The task:
Your task is to repeat the entries underneath exactly, minus the pictures.

[Begin Information given]

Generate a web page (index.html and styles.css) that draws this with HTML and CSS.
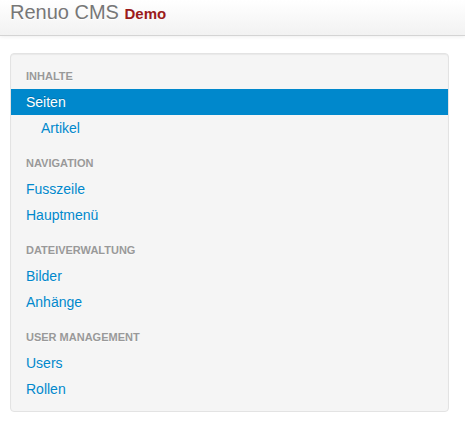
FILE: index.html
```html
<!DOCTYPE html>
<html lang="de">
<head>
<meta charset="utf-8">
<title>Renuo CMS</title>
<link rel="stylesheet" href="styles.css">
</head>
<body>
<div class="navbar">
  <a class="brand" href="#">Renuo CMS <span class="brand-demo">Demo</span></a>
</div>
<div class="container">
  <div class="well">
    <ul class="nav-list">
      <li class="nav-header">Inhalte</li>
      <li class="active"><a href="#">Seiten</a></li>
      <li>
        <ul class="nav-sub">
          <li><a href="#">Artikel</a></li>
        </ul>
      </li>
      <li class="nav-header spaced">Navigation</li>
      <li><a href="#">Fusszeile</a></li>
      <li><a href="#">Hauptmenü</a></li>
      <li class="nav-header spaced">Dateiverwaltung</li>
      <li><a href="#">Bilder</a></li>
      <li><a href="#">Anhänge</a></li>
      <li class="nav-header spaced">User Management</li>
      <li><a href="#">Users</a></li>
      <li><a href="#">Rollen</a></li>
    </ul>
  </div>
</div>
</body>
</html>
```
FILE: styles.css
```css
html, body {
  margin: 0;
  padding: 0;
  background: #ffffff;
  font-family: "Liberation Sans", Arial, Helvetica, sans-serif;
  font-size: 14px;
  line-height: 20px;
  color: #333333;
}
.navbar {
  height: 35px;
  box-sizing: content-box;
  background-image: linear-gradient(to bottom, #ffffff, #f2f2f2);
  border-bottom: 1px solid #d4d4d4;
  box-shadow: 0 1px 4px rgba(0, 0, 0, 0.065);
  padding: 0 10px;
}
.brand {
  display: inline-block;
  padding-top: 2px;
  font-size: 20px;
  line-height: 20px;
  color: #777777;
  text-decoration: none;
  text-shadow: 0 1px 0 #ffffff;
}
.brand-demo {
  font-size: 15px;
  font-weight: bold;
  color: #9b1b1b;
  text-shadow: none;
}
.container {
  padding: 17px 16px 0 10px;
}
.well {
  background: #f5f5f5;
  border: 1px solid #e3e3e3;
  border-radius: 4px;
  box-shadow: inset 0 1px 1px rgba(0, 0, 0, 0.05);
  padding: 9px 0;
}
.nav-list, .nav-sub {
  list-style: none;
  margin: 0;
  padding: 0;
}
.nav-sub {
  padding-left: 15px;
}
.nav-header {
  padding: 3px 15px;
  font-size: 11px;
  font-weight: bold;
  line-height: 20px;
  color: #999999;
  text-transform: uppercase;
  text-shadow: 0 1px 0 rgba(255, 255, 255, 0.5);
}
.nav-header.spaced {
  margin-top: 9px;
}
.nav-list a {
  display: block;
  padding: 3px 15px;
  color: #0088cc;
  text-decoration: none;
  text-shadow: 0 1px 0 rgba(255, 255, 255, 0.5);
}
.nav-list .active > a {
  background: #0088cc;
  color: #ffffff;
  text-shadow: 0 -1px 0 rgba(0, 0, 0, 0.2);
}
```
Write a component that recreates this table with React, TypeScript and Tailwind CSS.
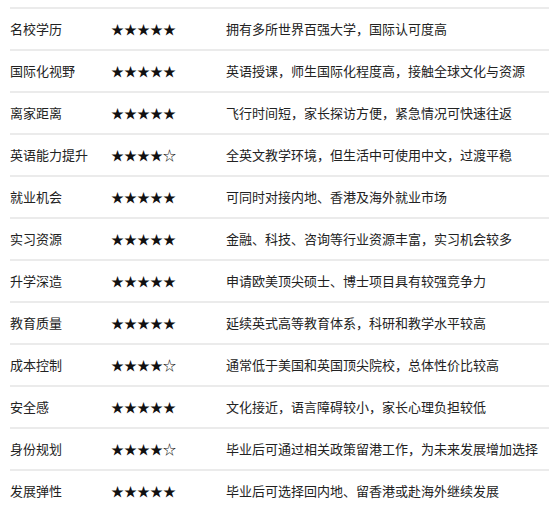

[End Information given]

Answer to the exercise:
Generate a web page (index.html and styles.css) that draws this with HTML and CSS.
FILE: index.html
```html
<!DOCTYPE html>
<html lang="de">
<head>
<meta charset="utf-8">
<title>Renuo CMS</title>
<link rel="stylesheet" href="styles.css">
</head>
<body>
<div class="navbar">
  <a class="brand" href="#">Renuo CMS <span class="brand-demo">Demo</span></a>
</div>
<div class="container">
  <div class="well">
    <ul class="nav-list">
      <li class="nav-header">Inhalte</li>
      <li class="active"><a href="#">Seiten</a></li>
      <li>
        <ul class="nav-sub">
          <li><a href="#">Artikel</a></li>
        </ul>
      </li>
      <li class="nav-header spaced">Navigation</li>
      <li><a href="#">Fusszeile</a></li>
      <li><a href="#">Hauptmenü</a></li>
      <li class="nav-header spaced">Dateiverwaltung</li>
      <li><a href="#">Bilder</a></li>
      <li><a href="#">Anhänge</a></li>
      <li class="nav-header spaced">User Management</li>
      <li><a href="#">Users</a></li>
      <li><a href="#">Rollen</a></li>
    </ul>
  </div>
</div>
</body>
</html>
```
FILE: styles.css
```css
html, body {
  margin: 0;
  padding: 0;
  background: #ffffff;
  font-family: "Liberation Sans", Arial, Helvetica, sans-serif;
  font-size: 14px;
  line-height: 20px;
  color: #333333;
}
.navbar {
  height: 35px;
  box-sizing: content-box;
  background-image: linear-gradient(to bottom, #ffffff, #f2f2f2);
  border-bottom: 1px solid #d4d4d4;
  box-shadow: 0 1px 4px rgba(0, 0, 0, 0.065);
  padding: 0 10px;
}
.brand {
  display: inline-block;
  padding-top: 2px;
  font-size: 20px;
  line-height: 20px;
  color: #777777;
  text-decoration: none;
  text-shadow: 0 1px 0 #ffffff;
}
.brand-demo {
  font-size: 15px;
  font-weight: bold;
  color: #9b1b1b;
  text-shadow: none;
}
.container {
  padding: 17px 16px 0 10px;
}
.well {
  background: #f5f5f5;
  border: 1px solid #e3e3e3;
  border-radius: 4px;
  box-shadow: inset 0 1px 1px rgba(0, 0, 0, 0.05);
  padding: 9px 0;
}
.nav-list, .nav-sub {
  list-style: none;
  margin: 0;
  padding: 0;
}
.nav-sub {
  padding-left: 15px;
}
.nav-header {
  padding: 3px 15px;
  font-size: 11px;
  font-weight: bold;
  line-height: 20px;
  color: #999999;
  text-transform: uppercase;
  text-shadow: 0 1px 0 rgba(255, 255, 255, 0.5);
}
.nav-header.spaced {
  margin-top: 9px;
}
.nav-list a {
  display: block;
  padding: 3px 15px;
  color: #0088cc;
  text-decoration: none;
  text-shadow: 0 1px 0 rgba(255, 255, 255, 0.5);
}
.nav-list .active > a {
  background: #0088cc;
  color: #ffffff;
  text-shadow: 0 -1px 0 rgba(0, 0, 0, 0.2);
}
```
Write a component that recreates this table with React, TypeScript and Tailwind CSS.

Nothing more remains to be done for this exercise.